Another politician, enjoying a tightening grip on his party and a rise in popularity outside it, might be tempted to keep the good feelings going – making overtures to defuse the opposition and bring the undecided to his cause. Threats loom, of course. The Mueller investigation proceeds. Democrats may yet take control of the House of Representatives in November, and with it control of the subpoena power that poses a mortal threat to Trump’s presidency.

But as Philip Bump pointed out in the Washington Post, Trump still makes no effort to reach out to opponents. “There’s an always-at-war-with-East Asia feel to the Trump presidency,” Bump wrote, “and he’s leveraging partisan hostility to Democrats to expand that conflict outward.”

Trump’s need for enemies appears partly rooted in character. After all, Trump was born not just white and male in mid-20th-century America; he was handsome, athletic and fabulously rich, inheriting a thriving company, a fortune and a father willing and able both to clear his path and bail him out of trouble. Yet in Trump’s telling, he is perennially a victim -- the victim -- of horrible unfairness orchestrated by terrible people.

It’s beyond doubt that Trump is also wedded, faithfully at last, to division as political strategy. He embodies what Princeton politics professor Jan-Werner Mueller defines as populism. 

In Mueller’s definition, there is no populism without enemies. The populist establishes himself as the voice and will of the true people. Anyone who opposes the populist leader, however authentically, is a counterfeit and enemy of the people. The populism of a politician such as Senator Bernie Sanders is weak tea compared with Trump’s authoritarian brand, which targets both shadowy insiders -- the “deep state” -- and marginalized outsiders, including racial minorities.

Trump’s list of publicly identified enemies never shrinks. Blacks, Mexicans, Muslims, immigrants, feminists, Democrats, the news media, judges, law-enforcement agencies, intelligence agencies and U.S. allies in Europe, Canada and across the globe. 

Some targets change status. North Korean dictator Kim Jong Un transformed from “rocket man” to “very honorable” man. But most of Trump’s domestic targets remain fixed, with racial animus his most precisely guided missile in an otherwise slapdash arsenal.

Trump’s discipline on race is singular.
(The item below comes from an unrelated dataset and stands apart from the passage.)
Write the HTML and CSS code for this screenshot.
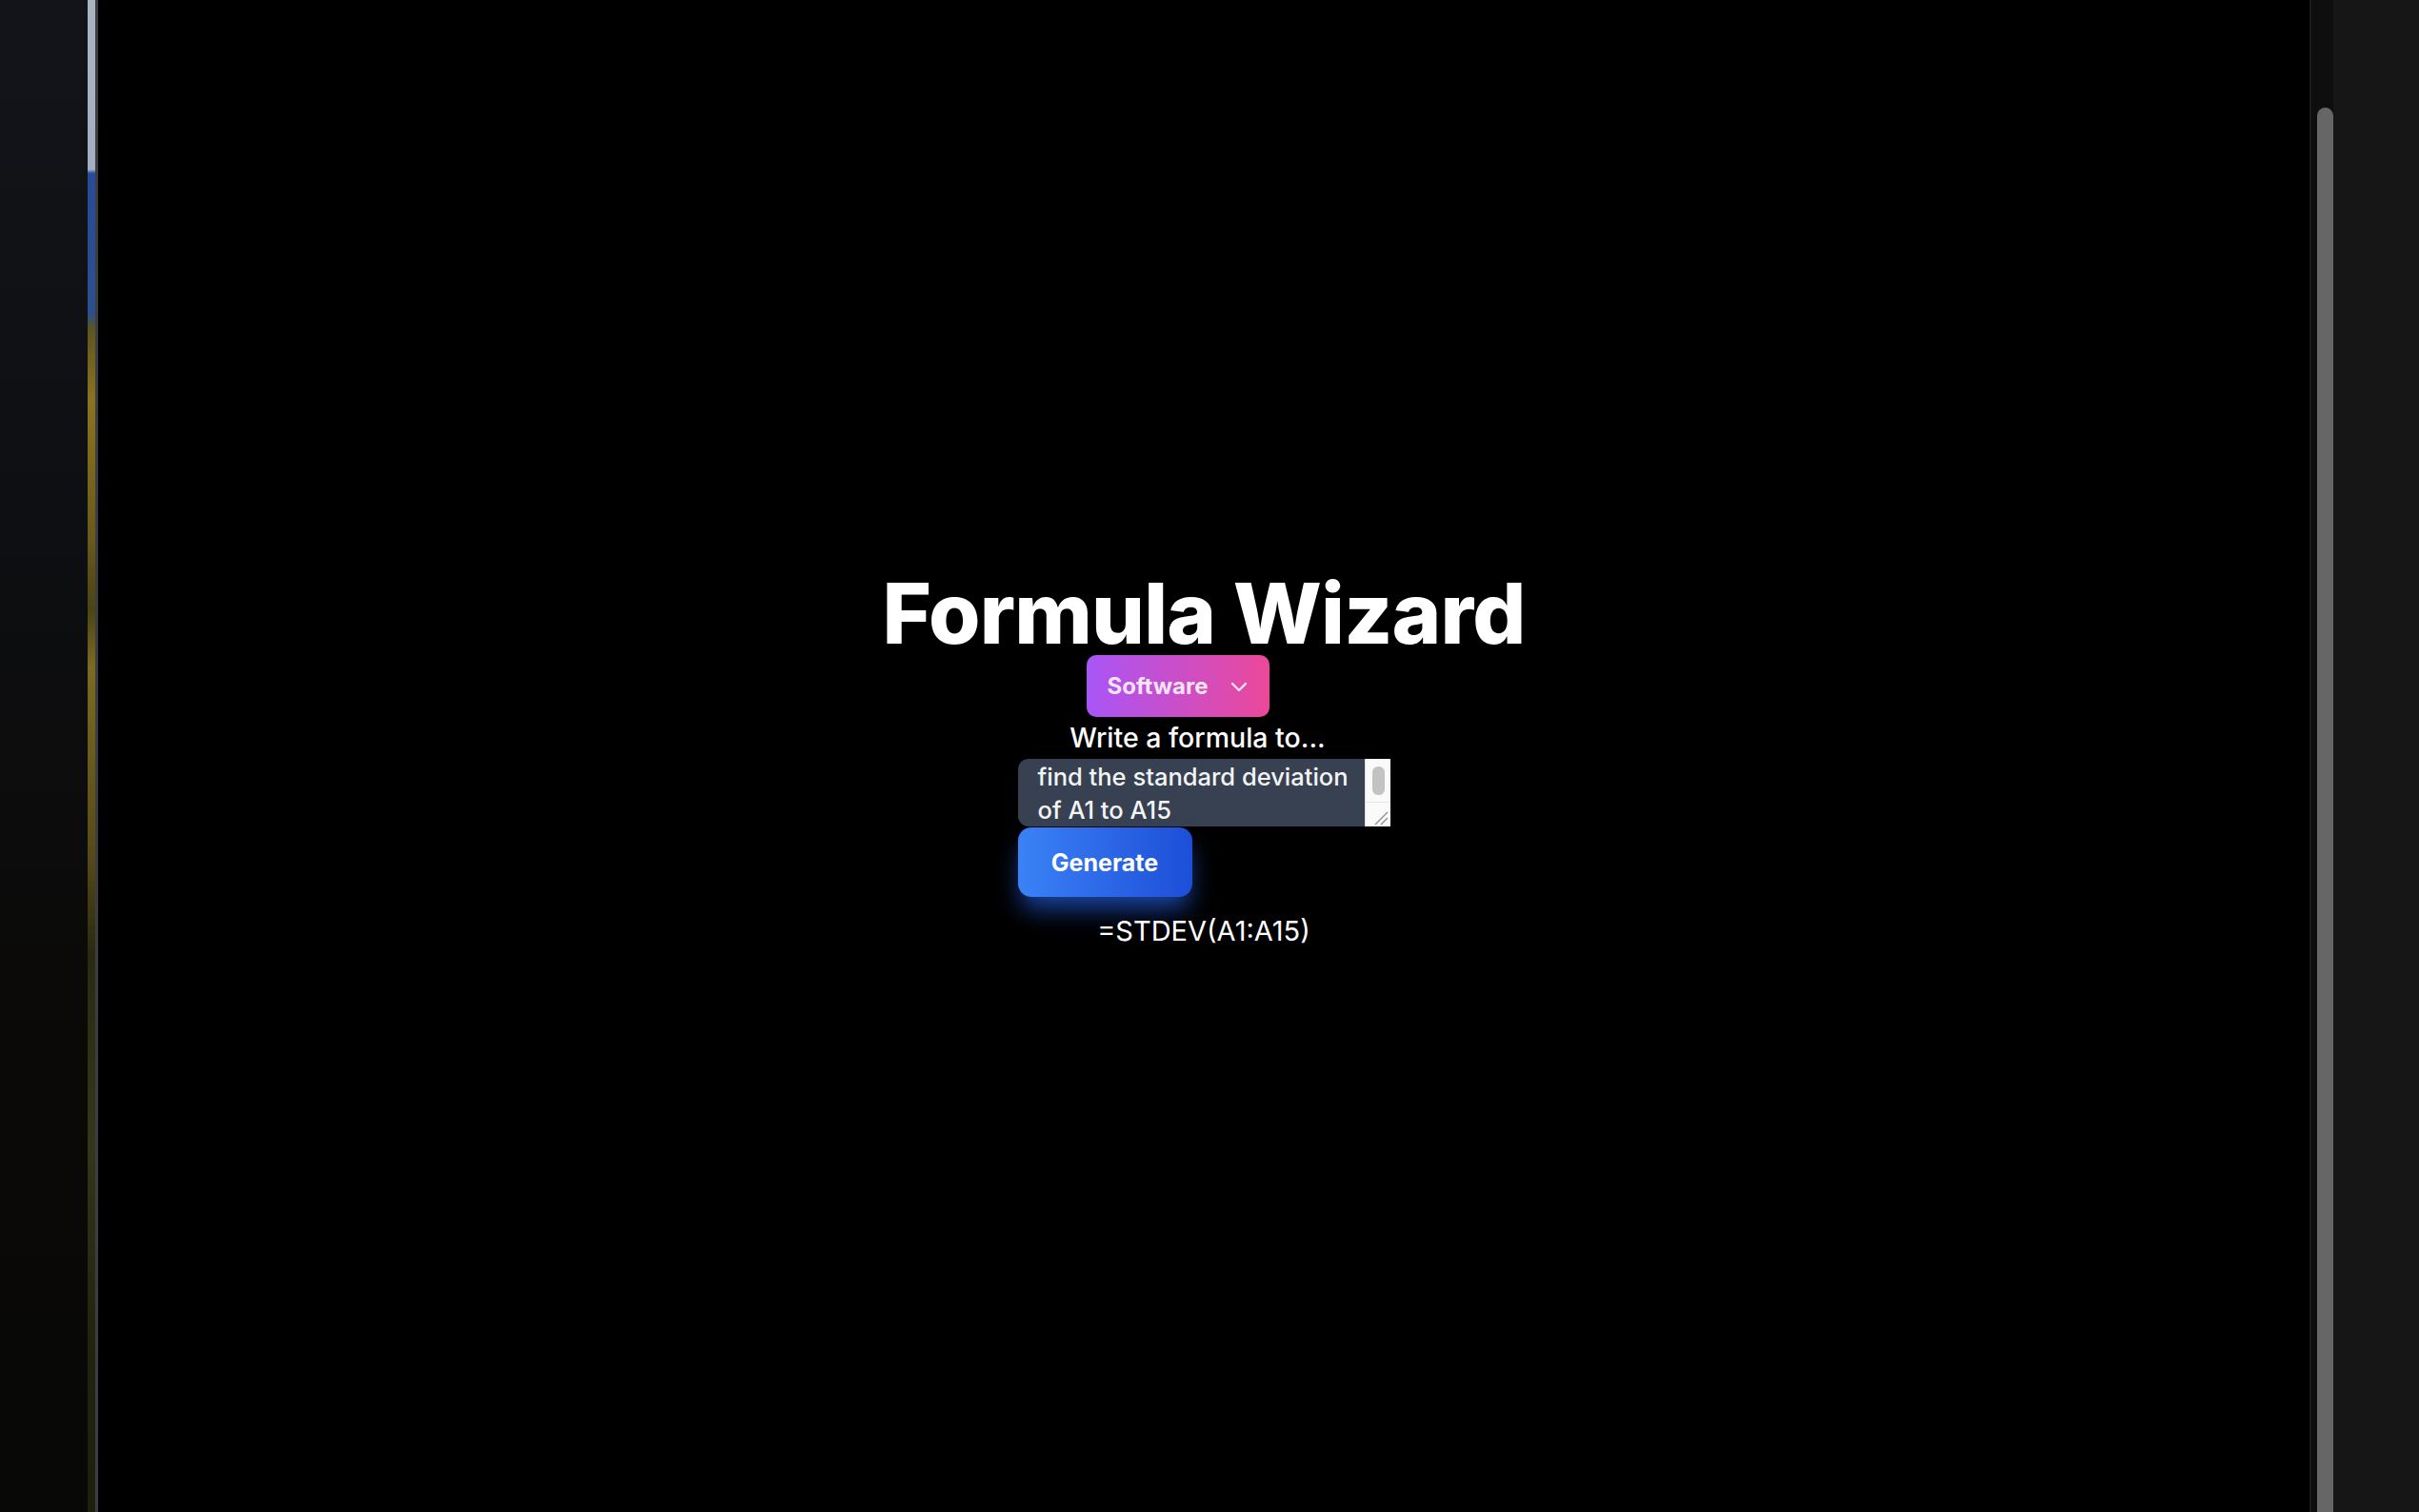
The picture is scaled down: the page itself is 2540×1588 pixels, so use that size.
FILE: index.html
```html
<html>
<head>
    <meta charset="UTF-8">
    <title>Formula Wizard</title>
    <link rel="stylesheet" href="styles.css">
</head>
<body>

<div class="screen">
    <div class="desk"></div>
    <div class="wall"></div>
    <div class="edge"></div>

    <div class="app">
        <h1 class="title">Formula Wizard</h1>

        <div class="picker">
            <button class="picker-btn" type="button">
                <span>Software</span>
                <svg class="chev" width="18" height="12" viewBox="0 0 18 12"><path d="M2 3l7 7 7-7" fill="none" stroke="currentColor" stroke-width="2.4" stroke-linecap="round" stroke-linejoin="round"/></svg>
            </button>
        </div>

        <label class="prompt" for="ask">Write a formula to...</label>

        <form class="ask-form">
            <div class="ask-box">
                <textarea id="ask" class="ask">find the standard deviation of A1 to A15</textarea>
                <div class="ask-bar">
                    <div class="ask-track"><div class="ask-thumb"></div></div>
                    <div class="ask-grip">
                        <svg width="26" height="26" viewBox="0 0 26 26"><path d="M10 23L23 10M16 23L23 16" stroke="#8c8c8c" stroke-width="1.3" fill="none"/></svg>
                    </div>
                </div>
            </div>
            <button class="gen-btn" type="button">Generate</button>
        </form>

        <p class="result">=STDEV(A1:A15)</p>
    </div>

    <div class="vbar"><div class="vthumb"></div></div>
    <div class="side"></div>
</div>

</body>
</html>
```

FILE: styles.css
```css
*{ margin:0; padding:0; box-sizing:border-box;}
html,body{height:100%;}
body{font:16px/1.4 Inter,"Noto Sans",sans-serif;background:#000;color:#fff;overflow:hidden;}
button,textarea{font-family:inherit;}

/* frame around the browser window */
.screen{display:flex;height:1588px;}
.desk{width:92px;background:linear-gradient(#121419 0,#0e0f12 35%,#0a0907 70%,#080807 100%);}
.wall{width:8px;background:linear-gradient(#a9b3c2 0,#a3afc1 178px,#274b97 182px,#2c4f8c 330px,#5d5422 345px,#8a7320 420px,#6b5a1c 560px,#4a4416 640px,#7a6a22 700px,#554a18 900px,#2a2a12 1000px,#33361a 1200px,#222410 1400px,#1e200e 1588px);}
.edge{width:3px;background:#3d3d3f;}
.vbar{width:25px;background:#0e0e0e;border-left:2px solid #1b1b1b;padding:113px 0 0 6px;}
.vthumb{height:100%;background:#666;border-radius:9px 9px 0 0;}
.side{width:90px;background:#161616;}

/* app */
.app{flex:1;display:flex;flex-direction:column;align-items:center;justify-content:center;padding-top:7px;}
.title{font-size:88px;line-height:88px;font-weight:800;letter-spacing:-0.8px;}

.picker{margin-right:54px;}
.picker-btn{display:flex;align-items:center;gap:23px;height:65px;padding:0 23px 0 21px;border:0;border-radius:10px;background:linear-gradient(90deg,#a855f7,#ec4899);color:rgba(255,255,255,.86);font-size:24px;font-weight:700;cursor:pointer;}
.chev{display:block;}

.prompt{display:block;margin:6px 13px 0 0;font-size:28.5px;line-height:32px;font-weight:500;}

.ask-form{display:flex;flex-direction:column;align-items:flex-start;margin-top:6px;}
.ask-box{display:flex;width:391px;height:71px;border-radius:11px 0 0 11px;overflow:hidden;background:#374151;}
.ask{display:block;flex:1;height:71px;padding:1px 8px 0 21px;border:0;background:transparent;color:#f3f4f6;font-size:25.5px;line-height:35px;font-weight:500;overflow:hidden;resize:none;outline:none;}
.ask-bar{width:27px;display:flex;flex-direction:column;background:#fafafa;border-left:1px solid #e1e1e1;}
.ask-track{flex:1;padding:8px 6px 0 7px;}
.ask-thumb{height:30px;background:#c3c3c3;border-radius:6px;}
.ask-grip{height:26px;border-top:1px solid #e6e6e6;}
.ask-grip svg{display:block;}

.gen-btn{margin-top:1px;width:183px;height:73px;border:0;border-radius:14px;background:linear-gradient(90deg,#3b82f6,#1d4ed8);color:#fff;font-size:25px;font-weight:700;box-shadow:0 16px 26px -4px rgba(37,99,235,.7);cursor:pointer;}

.result{margin-top:19px;font-size:29px;line-height:34px;font-weight:400;}
```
Surely this president would relish basking in the Rose Garden surrounded by sports heroes. Yet as his persistent scapegoating of black professional football players reveals, Trump in this instance stays true to his political agenda. 

He is also more clever, and subtle, at racial division than at many other tasks. Appearing before his nearly all-white rallies, Trump has made a habit of announcing low rates of black unemployment. Why? Because the references amplify Trump’s similarly motivated attacks on affluent black athletes. Look at all we’ve done for them. And still they’re ungrateful. 

Trump didn’t write this playbook. He stands on the shoulders of others, such as Hungarian leader Viktor Orban, who attacks his own concocted “deep state” in the “Soros network,” an elitist enemy whose shadows are alleged to dance at the direction of Jewish billionaire George Soros. At the opposite end of power, where Trump locates his rapacious Mexicans and criminal blacks, Orban has elevated to enemy status the immigrants and war refugees seeking shelter in Europe.

Orban is more sophisticated than Trump. But they play the same game, nurturing scapegoats while leveling vicious attacks on independent sources of truth and the political opposition. It has worked brilliantly for Orban. He has consolidated power. He is popular. His government is a success. In Hungary, Orban reaches across the aisle only to strangle an opponent. 

Trump isn’t there yet. And he faces potentially dire threats. But he’s making progress.